The aviation industry is currently one of the hot topics. Can we afford to allow such large and interconnected companies to fail? Sir Richard Branson has lobbied heavily for a bailout of his project Virgin Atlantic, having chosen to put all his staff on unpaid leave due to, he would say, meagre cash reserves that don’t compare to those of his rivals. A well-managed company looks after its staff, for practical as well as moral reasons. The self-proclaimed “tax exile” – the entrepreneur resides in the British Virgin Islands and has thusly avoided millions in tax through the UK’s lack of international taxation – wants taxpayer money, which he does not contribute to, to save him from his lack of preparation. Nassim Nicholas Taleb recently tweeted that “Planes will fly [with] new owners!”.

Covid-19 is a grievous shock to the whole world. With monetary policy in the United Kingdom lacking in scope, an  unprecedented fiscal response is required, but this money needs to go to the hardworking people and families in the UK who have lost their jobs through no fault of their own, not to CEOs looking to shift all their downside onto society.

Think of the precedent of corporate invincibility this would cement after countless bailouts, and the repercussions for long-term financial stability and trust in institutions. The Babylonians knew this almost 4000 years ago; Law 232 of their Hammurabi Code summarises our position nicely:

If [the builder] destroys property, he shall restore whatever he destroyed, and because he did not make the house which he builds firm and it collapsed, he shall rebuild the house which collapsed at his own expense.
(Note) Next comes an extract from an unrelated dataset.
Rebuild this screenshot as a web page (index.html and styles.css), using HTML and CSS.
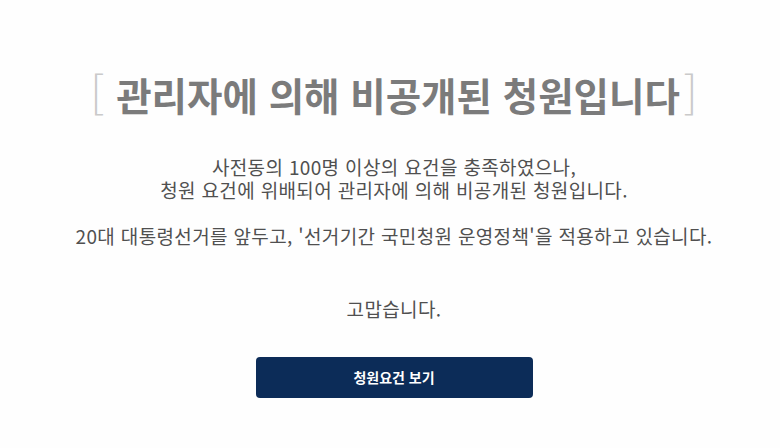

I hope our leadership chooses very carefully – more carefully than currently touted – which organisations receive bailouts, given the tendency of such “remedies” to backfire. The last decade has shown us the effects of misguided stabilisation policy and the stickiness of corporate irresponsibility. CEOs have failed to build their houses firmly and should be rebuilding their houses at their own expense, not ours.

Let’s not pay for our own impoverishment.